Written task: Images are not part of the copy; transcribe all the data exactly.

Source data:
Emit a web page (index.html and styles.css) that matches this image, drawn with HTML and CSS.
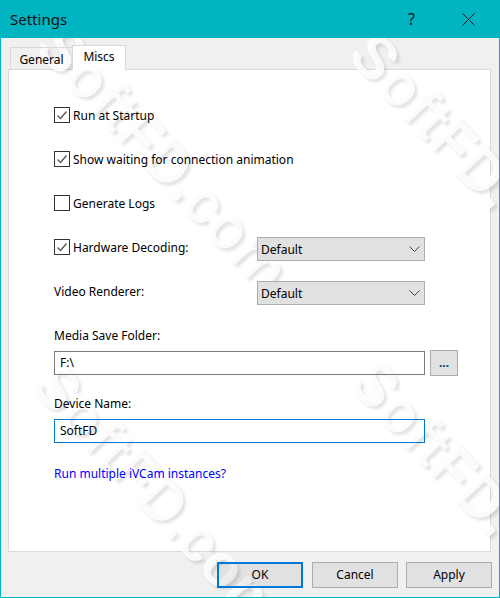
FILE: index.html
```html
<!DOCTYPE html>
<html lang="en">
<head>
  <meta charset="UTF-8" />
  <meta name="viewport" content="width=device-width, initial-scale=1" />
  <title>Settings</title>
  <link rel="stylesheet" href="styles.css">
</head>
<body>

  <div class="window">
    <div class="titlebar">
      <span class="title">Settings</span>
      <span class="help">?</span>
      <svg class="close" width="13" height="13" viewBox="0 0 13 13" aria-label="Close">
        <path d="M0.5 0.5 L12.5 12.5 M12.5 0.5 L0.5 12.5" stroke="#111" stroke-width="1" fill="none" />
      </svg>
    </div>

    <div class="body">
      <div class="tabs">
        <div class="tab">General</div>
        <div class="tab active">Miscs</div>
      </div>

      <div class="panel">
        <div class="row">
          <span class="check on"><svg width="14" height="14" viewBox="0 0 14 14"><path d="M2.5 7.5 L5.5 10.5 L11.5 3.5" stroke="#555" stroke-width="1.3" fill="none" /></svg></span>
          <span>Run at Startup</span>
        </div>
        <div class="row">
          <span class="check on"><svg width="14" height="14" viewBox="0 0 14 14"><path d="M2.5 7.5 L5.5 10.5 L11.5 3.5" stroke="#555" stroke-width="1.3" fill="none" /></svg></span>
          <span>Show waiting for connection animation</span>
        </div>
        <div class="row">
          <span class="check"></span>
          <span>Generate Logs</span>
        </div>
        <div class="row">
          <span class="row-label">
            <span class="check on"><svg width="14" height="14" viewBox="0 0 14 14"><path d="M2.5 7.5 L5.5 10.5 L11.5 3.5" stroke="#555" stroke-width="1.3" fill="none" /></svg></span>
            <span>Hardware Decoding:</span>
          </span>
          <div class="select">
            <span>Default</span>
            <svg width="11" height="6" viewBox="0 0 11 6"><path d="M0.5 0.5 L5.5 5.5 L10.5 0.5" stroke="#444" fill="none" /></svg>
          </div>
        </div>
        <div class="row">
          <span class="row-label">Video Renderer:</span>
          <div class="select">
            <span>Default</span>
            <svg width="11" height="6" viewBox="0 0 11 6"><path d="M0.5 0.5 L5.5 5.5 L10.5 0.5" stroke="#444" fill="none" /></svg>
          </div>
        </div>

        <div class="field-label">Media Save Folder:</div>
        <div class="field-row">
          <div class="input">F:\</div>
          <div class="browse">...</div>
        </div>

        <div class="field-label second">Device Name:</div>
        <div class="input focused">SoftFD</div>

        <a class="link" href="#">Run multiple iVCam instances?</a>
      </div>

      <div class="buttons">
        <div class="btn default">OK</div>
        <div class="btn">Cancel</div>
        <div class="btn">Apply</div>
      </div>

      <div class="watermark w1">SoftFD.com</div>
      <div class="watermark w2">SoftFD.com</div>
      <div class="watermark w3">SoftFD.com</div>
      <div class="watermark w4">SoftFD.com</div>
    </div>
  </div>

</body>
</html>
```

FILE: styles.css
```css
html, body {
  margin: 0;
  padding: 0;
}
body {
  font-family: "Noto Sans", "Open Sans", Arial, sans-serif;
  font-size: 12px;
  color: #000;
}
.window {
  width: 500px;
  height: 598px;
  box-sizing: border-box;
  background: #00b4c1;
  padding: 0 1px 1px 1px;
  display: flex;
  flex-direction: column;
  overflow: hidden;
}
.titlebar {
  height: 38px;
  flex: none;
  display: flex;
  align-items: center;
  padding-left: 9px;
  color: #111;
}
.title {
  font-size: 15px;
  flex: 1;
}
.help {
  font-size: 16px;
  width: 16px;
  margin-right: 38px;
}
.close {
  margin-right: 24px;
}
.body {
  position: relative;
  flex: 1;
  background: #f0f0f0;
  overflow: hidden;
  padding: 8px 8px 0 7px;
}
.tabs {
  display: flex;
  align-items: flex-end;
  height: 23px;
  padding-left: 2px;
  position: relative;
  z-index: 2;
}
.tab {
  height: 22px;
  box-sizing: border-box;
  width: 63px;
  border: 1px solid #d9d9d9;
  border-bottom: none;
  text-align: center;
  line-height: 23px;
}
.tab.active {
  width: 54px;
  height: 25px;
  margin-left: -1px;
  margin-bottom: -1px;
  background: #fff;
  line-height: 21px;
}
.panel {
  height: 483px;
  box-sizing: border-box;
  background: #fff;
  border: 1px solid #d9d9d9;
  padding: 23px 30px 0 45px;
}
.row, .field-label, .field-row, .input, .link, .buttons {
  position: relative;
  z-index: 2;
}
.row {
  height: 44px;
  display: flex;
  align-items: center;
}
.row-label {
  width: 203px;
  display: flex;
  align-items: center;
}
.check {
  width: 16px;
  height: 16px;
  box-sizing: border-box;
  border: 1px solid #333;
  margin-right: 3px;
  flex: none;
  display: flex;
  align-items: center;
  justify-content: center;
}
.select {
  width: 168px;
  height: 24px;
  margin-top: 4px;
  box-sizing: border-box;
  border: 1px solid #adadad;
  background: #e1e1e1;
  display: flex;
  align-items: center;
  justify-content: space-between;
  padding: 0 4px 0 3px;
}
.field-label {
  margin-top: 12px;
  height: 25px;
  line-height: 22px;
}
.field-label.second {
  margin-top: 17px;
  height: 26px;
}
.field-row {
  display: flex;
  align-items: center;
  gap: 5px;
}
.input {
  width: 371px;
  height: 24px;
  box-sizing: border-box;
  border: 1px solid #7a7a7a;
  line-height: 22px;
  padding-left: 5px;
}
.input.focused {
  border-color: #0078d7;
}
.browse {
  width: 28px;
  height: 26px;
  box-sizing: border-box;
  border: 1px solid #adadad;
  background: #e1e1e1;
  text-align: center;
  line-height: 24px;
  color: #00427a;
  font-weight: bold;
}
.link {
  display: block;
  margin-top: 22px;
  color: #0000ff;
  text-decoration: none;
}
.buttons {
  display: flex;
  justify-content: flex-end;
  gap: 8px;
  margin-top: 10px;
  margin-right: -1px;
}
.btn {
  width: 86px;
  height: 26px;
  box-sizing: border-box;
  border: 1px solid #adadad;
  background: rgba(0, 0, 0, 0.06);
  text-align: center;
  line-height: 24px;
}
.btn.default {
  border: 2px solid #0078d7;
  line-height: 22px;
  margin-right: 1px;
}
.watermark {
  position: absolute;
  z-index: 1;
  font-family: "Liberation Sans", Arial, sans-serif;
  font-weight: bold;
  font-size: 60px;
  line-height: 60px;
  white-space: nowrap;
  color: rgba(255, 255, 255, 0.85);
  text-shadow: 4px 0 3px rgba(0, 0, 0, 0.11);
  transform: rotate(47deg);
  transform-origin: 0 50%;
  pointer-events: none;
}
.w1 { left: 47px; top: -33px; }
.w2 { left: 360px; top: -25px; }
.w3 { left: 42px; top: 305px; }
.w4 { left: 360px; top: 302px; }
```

Expected answer:
Emit a web page (index.html and styles.css) that matches this image, drawn with HTML and CSS.
FILE: index.html
```html
<!DOCTYPE html>
<html lang="en">
<head>
  <meta charset="UTF-8" />
  <meta name="viewport" content="width=device-width, initial-scale=1" />
  <title>Settings</title>
  <link rel="stylesheet" href="styles.css">
</head>
<body>

  <div class="window">
    <div class="titlebar">
      <span class="title">Settings</span>
      <span class="help">?</span>
      <svg class="close" width="13" height="13" viewBox="0 0 13 13" aria-label="Close">
        <path d="M0.5 0.5 L12.5 12.5 M12.5 0.5 L0.5 12.5" stroke="#111" stroke-width="1" fill="none" />
      </svg>
    </div>

    <div class="body">
      <div class="tabs">
        <div class="tab">General</div>
        <div class="tab active">Miscs</div>
      </div>

      <div class="panel">
        <div class="row">
          <span class="check on"><svg width="14" height="14" viewBox="0 0 14 14"><path d="M2.5 7.5 L5.5 10.5 L11.5 3.5" stroke="#555" stroke-width="1.3" fill="none" /></svg></span>
          <span>Run at Startup</span>
        </div>
        <div class="row">
          <span class="check on"><svg width="14" height="14" viewBox="0 0 14 14"><path d="M2.5 7.5 L5.5 10.5 L11.5 3.5" stroke="#555" stroke-width="1.3" fill="none" /></svg></span>
          <span>Show waiting for connection animation</span>
        </div>
        <div class="row">
          <span class="check"></span>
          <span>Generate Logs</span>
        </div>
        <div class="row">
          <span class="row-label">
            <span class="check on"><svg width="14" height="14" viewBox="0 0 14 14"><path d="M2.5 7.5 L5.5 10.5 L11.5 3.5" stroke="#555" stroke-width="1.3" fill="none" /></svg></span>
            <span>Hardware Decoding:</span>
          </span>
          <div class="select">
            <span>Default</span>
            <svg width="11" height="6" viewBox="0 0 11 6"><path d="M0.5 0.5 L5.5 5.5 L10.5 0.5" stroke="#444" fill="none" /></svg>
          </div>
        </div>
        <div class="row">
          <span class="row-label">Video Renderer:</span>
          <div class="select">
            <span>Default</span>
            <svg width="11" height="6" viewBox="0 0 11 6"><path d="M0.5 0.5 L5.5 5.5 L10.5 0.5" stroke="#444" fill="none" /></svg>
          </div>
        </div>

        <div class="field-label">Media Save Folder:</div>
        <div class="field-row">
          <div class="input">F:\</div>
          <div class="browse">...</div>
        </div>

        <div class="field-label second">Device Name:</div>
        <div class="input focused">SoftFD</div>

        <a class="link" href="#">Run multiple iVCam instances?</a>
      </div>

      <div class="buttons">
        <div class="btn default">OK</div>
        <div class="btn">Cancel</div>
        <div class="btn">Apply</div>
      </div>

      <div class="watermark w1">SoftFD.com</div>
      <div class="watermark w2">SoftFD.com</div>
      <div class="watermark w3">SoftFD.com</div>
      <div class="watermark w4">SoftFD.com</div>
    </div>
  </div>

</body>
</html>
```

FILE: styles.css
```css
html, body {
  margin: 0;
  padding: 0;
}
body {
  font-family: "Noto Sans", "Open Sans", Arial, sans-serif;
  font-size: 12px;
  color: #000;
}
.window {
  width: 500px;
  height: 598px;
  box-sizing: border-box;
  background: #00b4c1;
  padding: 0 1px 1px 1px;
  display: flex;
  flex-direction: column;
  overflow: hidden;
}
.titlebar {
  height: 38px;
  flex: none;
  display: flex;
  align-items: center;
  padding-left: 9px;
  color: #111;
}
.title {
  font-size: 15px;
  flex: 1;
}
.help {
  font-size: 16px;
  width: 16px;
  margin-right: 38px;
}
.close {
  margin-right: 24px;
}
.body {
  position: relative;
  flex: 1;
  background: #f0f0f0;
  overflow: hidden;
  padding: 8px 8px 0 7px;
}
.tabs {
  display: flex;
  align-items: flex-end;
  height: 23px;
  padding-left: 2px;
  position: relative;
  z-index: 2;
}
.tab {
  height: 22px;
  box-sizing: border-box;
  width: 63px;
  border: 1px solid #d9d9d9;
  border-bottom: none;
  text-align: center;
  line-height: 23px;
}
.tab.active {
  width: 54px;
  height: 25px;
  margin-left: -1px;
  margin-bottom: -1px;
  background: #fff;
  line-height: 21px;
}
.panel {
  height: 483px;
  box-sizing: border-box;
  background: #fff;
  border: 1px solid #d9d9d9;
  padding: 23px 30px 0 45px;
}
.row, .field-label, .field-row, .input, .link, .buttons {
  position: relative;
  z-index: 2;
}
.row {
  height: 44px;
  display: flex;
  align-items: center;
}
.row-label {
  width: 203px;
  display: flex;
  align-items: center;
}
.check {
  width: 16px;
  height: 16px;
  box-sizing: border-box;
  border: 1px solid #333;
  margin-right: 3px;
  flex: none;
  display: flex;
  align-items: center;
  justify-content: center;
}
.select {
  width: 168px;
  height: 24px;
  margin-top: 4px;
  box-sizing: border-box;
  border: 1px solid #adadad;
  background: #e1e1e1;
  display: flex;
  align-items: center;
  justify-content: space-between;
  padding: 0 4px 0 3px;
}
.field-label {
  margin-top: 12px;
  height: 25px;
  line-height: 22px;
}
.field-label.second {
  margin-top: 17px;
  height: 26px;
}
.field-row {
  display: flex;
  align-items: center;
  gap: 5px;
}
.input {
  width: 371px;
  height: 24px;
  box-sizing: border-box;
  border: 1px solid #7a7a7a;
  line-height: 22px;
  padding-left: 5px;
}
.input.focused {
  border-color: #0078d7;
}
.browse {
  width: 28px;
  height: 26px;
  box-sizing: border-box;
  border: 1px solid #adadad;
  background: #e1e1e1;
  text-align: center;
  line-height: 24px;
  color: #00427a;
  font-weight: bold;
}
.link {
  display: block;
  margin-top: 22px;
  color: #0000ff;
  text-decoration: none;
}
.buttons {
  display: flex;
  justify-content: flex-end;
  gap: 8px;
  margin-top: 10px;
  margin-right: -1px;
}
.btn {
  width: 86px;
  height: 26px;
  box-sizing: border-box;
  border: 1px solid #adadad;
  background: rgba(0, 0, 0, 0.06);
  text-align: center;
  line-height: 24px;
}
.btn.default {
  border: 2px solid #0078d7;
  line-height: 22px;
  margin-right: 1px;
}
.watermark {
  position: absolute;
  z-index: 1;
  font-family: "Liberation Sans", Arial, sans-serif;
  font-weight: bold;
  font-size: 60px;
  line-height: 60px;
  white-space: nowrap;
  color: rgba(255, 255, 255, 0.85);
  text-shadow: 4px 0 3px rgba(0, 0, 0, 0.11);
  transform: rotate(47deg);
  transform-origin: 0 50%;
  pointer-events: none;
}
.w1 { left: 47px; top: -33px; }
.w2 { left: 360px; top: -25px; }
.w3 { left: 42px; top: 305px; }
.w4 { left: 360px; top: 302px; }
```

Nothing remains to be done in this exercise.